Inside, you'll find a wall stocked with hundreds of half-eggshells, inside each of which has been written dense and repetitive English vocabulary. Looking for Sense of Security is about artist Liu Ren's complicated feelings about the language as a required course in his past educational experience.

"I hoped to learn this international common language well, so as to be competitive enough, but I realized its importance too late. My alternative choice is to learn English by means of art," Liu said. "The English vocabulary represented within has been sublimated from being a mere communicative tool to a cultural feature."

Wang interpreted Looking for Sense of Security as being about an absence of both study and life. "The eggs originally bear life; now, a cultural media."

Another of Liu's works, Back to Ashes, an aluminum lunch box filled with eggshell debris, is more nihilistic.

"A living man can disappear in a blink, together with all his sentiments. Consequently, what he thinks important is no longer meaningful, just like the words in the shells. No matter how significant the messages were, time will at last dissolve all existing things," Liu explained.

Besides Liu's artworks, there are 10 oil paintings, five each by Sun Daliang and Shi Wenfei, Role, a video installation by Li Ming, Tian Yu's multi-material Shield Position and Li Wei's action-art video 22 min, 55 sec.

Wu Xiaojun's work, based on Saddam Hussein's last words. 

Forget about art

In a separate space with a white neon-light fascia is the Forget Art Fair, a specifically showcased "mini-fair" at the center of the gallery.

"It is a mini-sized art fair with only one booth," Wang said. "Which tries to extend the conception and function of traditional art fairs in a limited area.

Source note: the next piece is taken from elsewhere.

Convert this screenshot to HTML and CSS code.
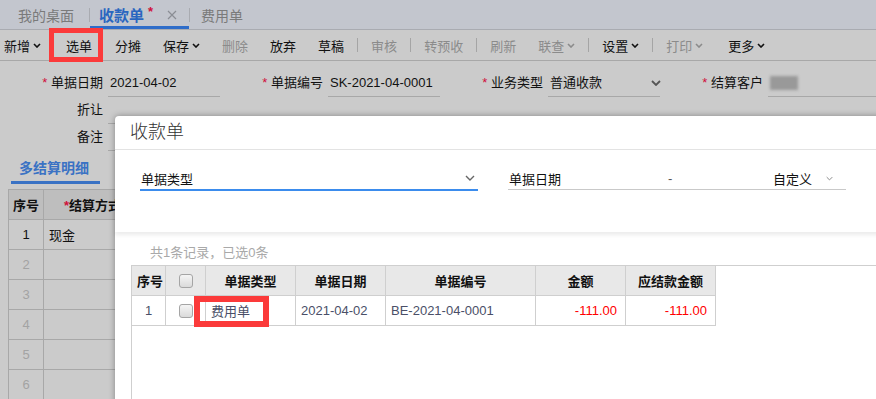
FILE: index.html
```html
<!DOCTYPE html>
<html lang="zh-CN">
<head>
    <meta charset="UTF-8">
    <title>收款单</title>
    <link rel="stylesheet" href="styles.css">
</head>
<body>
    <div class="tabbar">
        <div class="tab tab-home">我的桌面</div>
        <div class="tab-sep"></div>
        <div class="tab tab-active">收款单<span class="star">*</span>
            <svg class="tab-close" viewBox="0 0 10 10"><path d="M1 1l8 8M9 1l-8 8"/></svg>
        </div>
        <div class="tab-sep"></div>
        <div class="tab tab-plain">费用单</div>
    </div>

    <div class="toolbar">
        <div class="tool first">新增<svg class="caret" viewBox="0 0 8 5"><path d="M1 1l3 3 3-3"/></svg></div>
        <div class="tool pick">选单</div>
        <div class="tool">分摊</div>
        <div class="tool">保存<svg class="caret" viewBox="0 0 8 5"><path d="M1 1l3 3 3-3"/></svg></div>
        <div class="tool off">删除</div>
        <div class="tool">放弃</div>
        <div class="tool">草稿</div>
        <div class="tool-sep"></div>
        <div class="tool off">审核</div>
        <div class="tool-sep"></div>
        <div class="tool off">转预收</div>
        <div class="tool-sep"></div>
        <div class="tool off">刷新</div>
        <div class="tool off">联查<svg class="caret" viewBox="0 0 8 5"><path d="M1 1l3 3 3-3"/></svg></div>
        <div class="tool-sep"></div>
        <div class="tool">设置<svg class="caret" viewBox="0 0 8 5"><path d="M1 1l3 3 3-3"/></svg></div>
        <div class="tool-sep"></div>
        <div class="tool off">打印<svg class="caret" viewBox="0 0 8 5"><path d="M1 1l3 3 3-3"/></svg></div>
        <div class="tool more">更多<svg class="caret" viewBox="0 0 8 5"><path d="M1 1l3 3 3-3"/></svg></div>
    </div>

    <div class="form">
        <div class="frow">
            <div class="field">
                <div class="flabel"><span class="req">*</span> 单据日期</div>
                <div class="finput">2021-04-02</div>
            </div>
            <div class="field">
                <div class="flabel"><span class="req">*</span> 单据编号</div>
                <div class="finput">SK-2021-04-0001</div>
            </div>
            <div class="field">
                <div class="flabel"><span class="req">*</span> 业务类型</div>
                <div class="finput select">普通收款<svg class="sel-caret" viewBox="0 0 10 6"><path d="M1 1l4 4 4-4"/></svg></div>
            </div>
            <div class="field">
                <div class="flabel"><span class="req">*</span> 结算客户</div>
                <div class="finput"><span class="blurred"></span></div>
            </div>
        </div>
        <div class="frow">
            <div class="field wide">
                <div class="flabel">折让</div>
                <div class="finput"></div>
            </div>
        </div>
        <div class="frow">
            <div class="field wide">
                <div class="flabel">备注</div>
                <div class="finput"></div>
            </div>
        </div>

        <div class="subtab">多结算明细</div>

        <table class="grid">
            <colgroup><col style="width:35px"><col style="width:300px"></colgroup>
            <tr><th class="num">序号</th><th class="way"><span class="req">*</span>结算方式</th></tr>
            <tr><td class="num">1</td><td>现金</td></tr>
            <tr><td class="num dim">2</td><td></td></tr>
            <tr><td class="num dim">3</td><td></td></tr>
            <tr><td class="num dim">4</td><td></td></tr>
            <tr><td class="num dim">5</td><td></td></tr>
            <tr><td class="num dim">6</td><td></td></tr>
        </table>
    </div>

    <!-- modal -->
    <div class="dialog">
        <div class="dlg-title">收款单</div>
        <div class="filter">
            <div class="ffield active">
                <span class="ff-label">单据类型</span>
                <svg class="ff-caret" viewBox="0 0 10 6"><path d="M1 1l4 4 4-4"/></svg>
            </div>
            <div class="ffield">
                <span class="ff-label date">单据日期</span>
                <span class="ff-dash">-</span>
                <span class="ff-custom">自定义</span>
                <svg class="ff-caret small" viewBox="0 0 10 6"><path d="M1 1l4 4 4-4"/></svg>
            </div>
        </div>
        <div class="list">
            <div class="info">共1条记录，已选0条</div>
            <div class="table-wrap">
                <table class="bills">
                    <colgroup>
                        <col style="width:34px"><col style="width:40px"><col style="width:90px"><col style="width:90px">
                        <col style="width:150px"><col style="width:90px"><col style="width:90px">
                    </colgroup>
                    <tr>
                        <th>序号</th><th><span class="cb"></span></th><th>单据类型</th><th>单据日期</th>
                        <th>单据编号</th><th>金额</th><th>应结款金额</th>
                    </tr>
                    <tr>
                        <td class="c">1</td><td class="c"><span class="cb"></span></td><td>费用单</td><td>2021-04-02</td>
                        <td>BE-2021-04-0001</td><td class="amt">-111.00</td><td class="amt">-111.00</td>
                    </tr>
                </table>
            </div>
        </div>
    </div>

    <!-- red annotation boxes -->
    <div class="mark mark-pick"></div>
    <div class="mark mark-cell"></div>
</body>
</html>
```

FILE: styles.css
```css
body {
    margin: 0;
    width: 876px;
    height: 399px;
    overflow: hidden;
    position: relative;
    font-family: "Liberation Sans", "Noto Sans CJK SC", sans-serif;
    font-size: 13px;
    color: #111;
    background: #cbcbcb;
}

/* top tabs */
.tabbar {
    height: 29px;
    background: #c3c6ce;
    border-bottom: 1px solid #a9abb1;
    display: flex;
    align-items: stretch;
}

.tab {
    display: flex;
    align-items: center;
    font-size: 14px;
    color: #7a7a7a;
}

.tab-home {
    padding: 0 15px 0 18px;
}

.tab-sep {
    width: 1px;
    height: 14px;
    align-self: center;
    background: #a9abb1;
}

.tab-active {
    padding: 0 12px 0 9px;
    color: #2a66c0;
    font-size: 15px;
    font-weight: bold;
    box-shadow: inset 0 -3px 0 #2e6cc9;
}

.tab-active .star {
    color: #d0103a;
    font-size: 13px;
    margin: -6px 0 0 4px;
}

.tab-close {
    width: 10px;
    height: 10px;
    margin-left: 14px;
    fill: none;
    stroke: #8a8d94;
    stroke-width: 1.2;
}

.tab-plain {
    padding: 0 0 0 11px;
}

/* toolbar */
.toolbar {
    height: 30px;
    border-bottom: 1px solid #a8a8a8;
    display: flex;
    align-items: center;
}

.tool {
    display: flex;
    align-items: center;
    padding: 0 11px;
    color: #111;
    white-space: nowrap;
}

.tool.first {
    padding-left: 4px;
}

.tool.pick {
    margin: 0 1px 0 3px;
}

.tool.off {
    color: #8b8b8b;
}

.tool.more {
    padding-left: 14px;
}

.caret {
    width: 8px;
    height: 5px;
    margin-left: 3px;
    fill: none;
    stroke: currentColor;
    stroke-width: 1.6;
}

.tool-sep {
    width: 1px;
    height: 14px;
    margin: 0 2px;
    background: #a5a5a5;
}

/* header form */
.form {
    padding-top: 9px;
}

.frow {
    display: flex;
    height: 27px;
}

.field {
    display: flex;
    width: 220px;
    flex: 0 0 220px;
}

.field.wide {
    width: 700px;
    flex-basis: 700px;
}

.flabel {
    width: 108px;
    flex: 0 0 108px;
    padding-right: 5px;
    box-sizing: border-box;
    text-align: right;
    line-height: 26px;
}

.req {
    color: #d0103a;
}

.finput {
    flex: 1;
    height: 26px;
    line-height: 26px;
    border-bottom: 1px solid #a8a8a8;
    padding-left: 2px;
    display: flex;
    align-items: center;
}

.finput.select {
    justify-content: space-between;
}

.sel-caret {
    width: 10px;
    height: 6px;
    margin-right: -1px;
    fill: none;
    stroke: #555;
    stroke-width: 1.8;
}

.blurred {
    display: inline-block;
    width: 28px;
    height: 14px;
    background: #999;
    filter: blur(1.5px);
}

.subtab {
    width: fit-content;
    margin: 7px 0 0 11px;
    padding: 0 11px 3px 8px;
    line-height: 20px;
    font-size: 14px;
    font-weight: bold;
    color: #3a72c4;
    border-bottom: 3px solid #3a72c4;
}

.grid {
    margin: 5px 0 0 8px;
    border-collapse: collapse;
    table-layout: fixed;
    width: 335px;
}

.grid th,
.grid td {
    border: 1px solid #a8a8a8;
    height: 29px;
    padding: 0 5px;
    white-space: nowrap;
}

.grid th {
    background: #bebebe;
    font-weight: bold;
}

.grid .num {
    text-align: center;
    padding: 0;
}

.grid th.way {
    text-align: left;
    padding-left: 20px;
}

.grid .dim {
    color: #a3a3a3;
}

/* modal dialog */
.dialog {
    position: absolute;
    left: 115px;
    top: 116px;
    width: 790px;
    height: 300px;
    background: #fff;
    border-radius: 4px 0 0 0;
    box-shadow: 0 0 6px rgba(0, 0, 0, 0.35);
}

.dlg-title {
    height: 33px;
    line-height: 33px;
    padding-left: 15px;
    border-bottom: 1px solid #e3e3e3;
    font-size: 18px;
    font-weight: 300;
    color: #333;
}

.filter {
    height: 82px;
    box-sizing: border-box;
    padding: 17px 0 0 25px;
    display: flex;
    gap: 30px;
    box-shadow: 0 3px 4px rgba(0, 0, 0, 0.08);
    position: relative;
}

.ffield {
    width: 338px;
    height: 22px;
    border-bottom: 1px solid #c9c9c9;
    display: flex;
    align-items: center;
}

.ffield.active {
    border-bottom: 2px solid #3b8ced;
    justify-content: space-between;
}

.ff-label {
    padding-left: 1px;
}

.ff-label.date {
    width: 159px;
}

.ff-dash {
    flex: 1;
    color: #555;
}

.ff-caret {
    width: 10px;
    height: 6px;
    margin-right: 3px;
    fill: none;
    stroke: #666;
    stroke-width: 1.4;
}

.ff-caret.small {
    width: 7px;
    height: 5px;
    margin: 0 13px 0 14px;
    stroke: #888;
}

.list {
    padding-top: 12px;
}

.info {
    margin-left: 35px;
    line-height: 18px;
    color: #a9a9a9;
}

.table-wrap {
    margin: 3px 0 0 16px;
    height: 200px;
    border-top: 1px solid #cfcfcf;
    border-left: 1px solid #cfcfcf;
}

.bills {
    border-collapse: collapse;
    table-layout: fixed;
    width: 585px;
    margin: -1px 0 0 -1px;
}

.bills th,
.bills td {
    border: 1px solid #cfcfcf;
    height: 29px;
    padding: 0 5px;
    white-space: nowrap;
}

.bills th {
    background: #e8e8e8;
    font-weight: bold;
    color: #111;
    text-align: center;
}

.bills td {
    color: #4a4f68;
}

.bills td.c {
    text-align: center;
}

.bills td.amt {
    text-align: right;
    padding-right: 8px;
    color: #f00;
}

.cb {
    display: inline-block;
    width: 12px;
    height: 12px;
    border: 1px solid #a5a5a5;
    border-radius: 3px;
    background: linear-gradient(#f5f5f5, #dadada);
    vertical-align: middle;
}

/* red annotation boxes */
.mark {
    position: absolute;
    box-sizing: border-box;
    border: 5px solid #fb3a3a;
}

.mark-pick {
    left: 49px;
    top: 28px;
    width: 54px;
    height: 34px;
}

.mark-cell {
    left: 194px;
    top: 296px;
    width: 75px;
    height: 31px;
    border-width: 6px;
}
```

"Contemporary Chinese art strongly requires the platform of commercial galleries. Forget Art Fair not only represents this status quo but attempts to blur the boundaries between commercial intervention and experimental presentation," she continued.

Forget Art is a group comprising several dynamic young artists. Based in Beijing since 2009, it has successfully participated in two exhibitions.

"We are trying to develop work which is not easy to categorize. With a strategy of 'urban nomad tactics,' we are attempting to redefine spaces and locations," said founder Ma Yongfeng.

Seven artworks are showcased at Forget's Linda exhibition, including Alessandro Rolandi's One, Huang Jia's January 2011 and February 2011, Ma Yongfeng's Transparency is Wrong, Wu Xiaojun's Don't be Afraid and Yang Jian's Want to Leave, using materials from oil-on-canvas and stainless steel to 3D animation, neon lights, synthetic glass and LEDs.

"Wu Xiaojun is an important figure in the conceptual photography movement of the 1990s, when he fabricated fictional cartoon figures and scenarios," art critic Carol Yinghua Lu said.

Lu was one of five judges at the recent Golden Lion Prize in the 54th Venice Biennale, Italy, and the only Chinese curator of the 2012 Gwangju Biennale, South Korea.

Wu's Don't be Afraid features a heart-shaped object from which blood vessels made of thin red-neon lights extends, shaping the letters of Saddam Hussein's last three words before his execution in December 2006 – and the title of the work.

"Since 2000, Wu has shifted the focus of his practice toward making site-specific neon-light installations, often involving texts and words, to comment on political and social events," Lu noted.

"Based on his previous experience as a news editor, Wu is able to place an event that has taken place or is happening, in a logical perspective and a larger historical context.

"Even though what motivates his creativity is always a single specific aspect of an event, the process of thinking in between, which originates from a humanistic viewpoint and sensitivity, has enriched his artworks and made them thought-provoking."